William Gay réactive le vieux mythe américain de la sorcière Bell

Avec Petite sœur la mort, au titre quelque peu vaudou, pour nous francophones, William Gay, toujours à l'aise dans le roman gothique est allé piocher au fond de l'imaginaire américain sudiste pour donner une version moderne du mythe d'une vieille qui parle aux vivants de l'au-delà, et met un zbeul conséquent dans leur vie contemporaine. De l'angoisse de la page blanche aux fantasmes vécus en live : ça arrache méchant.

L'écrivain sudiste Tom Franklin s'est attelé à la préface de l'édition française de Petite sœur la mort. IL y raconte son amitié avec William Gay et comment celui-ci s'était également rapproché de Cormac Mac Carthy dont il admirait le travail. Lui, l'ancien du Viet Nam, l'ouvrier.

En quelques nouvelles, et trois romans (au moins ceux traduits en France), William Gay s'est fait un nom. Et Petite sœur la mort (son dernier) montre une autre dimension à son talent d'écriture.

Le pitch : en 1982, David Binder, jeune auteur que son éditeur a convaincu d'écrire un roman de genre, s'installe avec sa femme – enceinte et réticente – et leur petite fille dans l'ancienne maison d'une famille de planteurs, à Beale Station, Tennessee. La demeure n'a pas bonne réputation : un fantôme cruel et facétieux en a tourmenté les occupants au début du XIXe siècle, persécutant plus particulièrement la jeune Virginia. Sur la propriété, la pierre tombale de Jacob Beale est éloquente : " 1785-1844. Torturé par un esprit. " Il semblerait que le fantôme ait été une dame, et qu'elle rôde encore dans les murs. Or David s'est laissé envoûter par le lieu... La vie quotidienne, et conjugale, des Binder va s'en ressentir, jusqu'au drame. Et l'explication en rhizome viendra.
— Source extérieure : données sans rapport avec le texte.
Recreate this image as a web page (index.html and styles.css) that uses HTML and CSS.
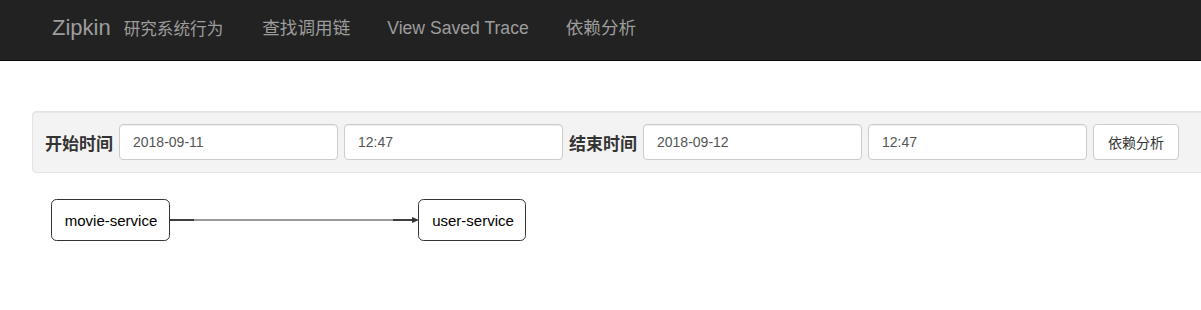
FILE: index.html
```html
<!DOCTYPE html>
<html lang="zh">
<head>
<meta charset="utf-8">
<title>Zipkin</title>
<link rel="stylesheet" href="styles.css">
</head>
<body>
<nav class="navbar">
  <div class="brand"><span class="brand-name">Zipkin</span><span class="brand-sub">研究系统行为</span></div>
  <ul class="nav-links">
    <li class="nav-link first">查找调用链</li>
    <li class="nav-link">View Saved Trace</li>
    <li class="nav-link">依赖分析</li>
  </ul>
</nav>
<main class="content">
  <form class="well">
    <label class="field-label">开始时间</label>
    <input class="form-control" type="text" value="2018-09-11">
    <input class="form-control" type="text" value="12:47">
    <label class="field-label">结束时间</label>
    <input class="form-control" type="text" value="2018-09-12">
    <input class="form-control" type="text" value="12:47">
    <button class="btn" type="button">依赖分析</button>
  </form>
  <div class="graph">
    <svg class="graph-svg" width="600" height="80" viewBox="0 0 600 80">
      <g transform="translate(-40,-190)">
        <line x1="169" y1="220" x2="413" y2="220" class="edge-mid"/>
        <line x1="169" y1="220" x2="194" y2="220" class="edge-end"/>
        <line x1="393" y1="220" x2="413" y2="220" class="edge-end"/>
        <polygon points="412,217 419,220 412,223" class="arrow"/>
        <rect x="51.5" y="199.5" width="118" height="41" rx="5" ry="5" class="node"/>
        <text x="111" y="226" class="node-label">movie-service</text>
        <rect x="418.5" y="199.5" width="107" height="41" rx="5" ry="5" class="node"/>
        <text x="473" y="226" class="node-label">user-service</text>
      </g>
    </svg>
  </div>
</main>
</body>
</html>
```

FILE: styles.css
```css
html, body {
  margin: 0;
  padding: 0;
  background: #fff;
  overflow: hidden;
}
body {
  font-family: "Liberation Sans", Arial, "Noto Sans CJK SC", sans-serif;
  font-size: 14px;
  color: #333;
  width: 1201px;
  height: 310px;
}
.navbar {
  display: flex;
  align-items: center;
  height: 60px;
  background: #222;
  border-bottom: 1px solid #080808;
  box-sizing: content-box;
}
.brand {
  display: flex;
  align-items: baseline;
  padding-left: 52px;
  color: #9d9d9d;
  margin-top: -5px;
}
.brand-name {
  font-size: 22px;
  line-height: 26px;
}
.brand-sub {
  font-size: 16.6px;
  margin-left: 13px;
  font-family: "Noto Sans CJK SC", sans-serif;
}
.nav-links {
  display: flex;
  list-style: none;
  margin: 0;
  padding: 0;
  margin-top: -5px;
}
.nav-link {
  color: #9d9d9d;
  font-size: 17.6px;
  line-height: 24px;
  margin-left: 37px;
}
.nav-link.first {
  margin-left: 39px;
}
.content {
  padding: 50px 0 0 32px;
}
.well {
  display: flex;
  align-items: center;
  gap: 6px;
  margin: 0 -20px 0 0;
  padding: 12px 12px;
  height: 36px;
  background: #f3f3f3;
  border: 1px solid #e3e3e3;
  border-radius: 4px;
  box-shadow: inset 0 1px 1px rgba(0,0,0,.05);
}
.field-label {
  font-family: "Liberation Sans", "Noto Sans CJK SC", sans-serif;
  font-weight: bold;
  font-size: 17px;
  color: #333;
}
.form-control {
  box-sizing: border-box;
  width: 219px;
  height: 36px;
  padding: 0 13px;
  font-family: "Liberation Sans", Arial, sans-serif;
  font-size: 14px;
  color: #555;
  background: #fff;
  border: 1px solid #ccc;
  border-radius: 4px;
  box-shadow: inset 0 1px 1px rgba(0,0,0,.075);
  outline: none;
}
.btn {
  box-sizing: border-box;
  height: 36px;
  padding: 0 14px;
  font-family: "Noto Sans CJK SC", sans-serif;
  font-size: 14px;
  color: #333;
  background: #fff;
  border: 1px solid #ccc;
  border-radius: 4px;
}
.graph {
  margin: 17px 0 0 8px;
  height: 80px;
}
.graph-svg {
  display: block;
}
.node {
  fill: #fff;
  stroke: #333;
  stroke-width: 1;
}
.node-label {
  font-family: "Liberation Sans", Arial, sans-serif;
  font-size: 15px;
  fill: #000;
  text-anchor: middle;
}
.edge-mid {
  stroke: #777;
  stroke-width: 1.5;
}
.edge-end {
  stroke: #333;
  stroke-width: 1.8;
}
.arrow {
  fill: #333;
}
```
Mais à vous de lire, car ça mérite.

Ici le gothique est profond comme une grotte, il y est constant comme la chaleur du sud, la nature, omniprésente est la seule donnée valable et stable en regard des humains quelque peu déjantés ou méchants, ou juste cons. L'écriture est top, la traduction envoie (sauf à propos de couvée de serpents… ). Et si l'on cherche des proximités littéraires, on dira William Faulkner pour le Sud et Jim Harrison pour la proximité de la nature. Mais bon, noir c'est noir, apprêtez-vous à rire jaune au fil des ces quelques heures de nuit blanche …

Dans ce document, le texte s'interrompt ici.